Silence stretched between them. The din of the running water hitting the metal basin became too much. When Jesse turned it off, all the blood from the knife was gone. So was the soap and pink suds on his hands. The only speck of gore that remained was the blood-stained shirt. Jesse seemed like he wanted to remove it, but couldn't.
Because he doesn't have a binder on, Anthony realized. His breasts were visible. Tightly bound with a sports bra instead of a compression tank, but still visible. And he is ashamed.

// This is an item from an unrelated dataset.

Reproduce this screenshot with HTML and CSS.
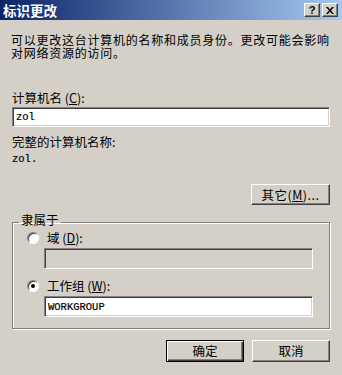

"I need some privacy," Jesse said.
"Right. Of course."
Jesse nodded. He left the kitchen for their shared bedroom around the corner. Anthony stood in the kitchen. He put his hands on the sink and looked at the knife. It was not a kitchen knife, like he once thought, but one that hed seen in Jesse's bag in the past. The one for self -defense. He repeated Jesse's claims of self-defense over and over. Anthony suppressed all other dawning thoughts. He heard Jesse shift and change in the other room.
"I have something I want to tell you," Anthony said.
Jesse didn't say anything.
Anthony went on. "I was talking to Marsha and I realized that I was being unfair. I should have shared my surgery money with you."
The shifting stopped. Jesse's breath was heavy. "What do you mean?"
"I should have split it with you. That way we both work together to get what we need."
Jesse appeared in the doorway. The blood was no longer visible. Every trace of what Anthony had just witnessed was now gone, and because it was easier, he let it disappear. In between the two extremes, the answer was somewhere in the middle. Jesse was moody because he missed out on surgery. That was that. Everything else wasn't important.
"Are you serious?" Jesse asked.
"Yes. We're in this together, okay?"
Jesse wrapped him in a hug. It was rough, like usual, but there was tenderness inside it as well. Anthony was sure.. The two of them were happy. Their lives were taking shape together; he should have been focused on them as a unit, on their shared fantasy, rather than anything else.
"Are you going to be okay?" Anthony asked, after the hug was over.
Jesse didn't answer; he merely put the knife that had once been in the sink back into his pocket, and then took Anthony to the couch.
Anthony decided to take the silence as good news.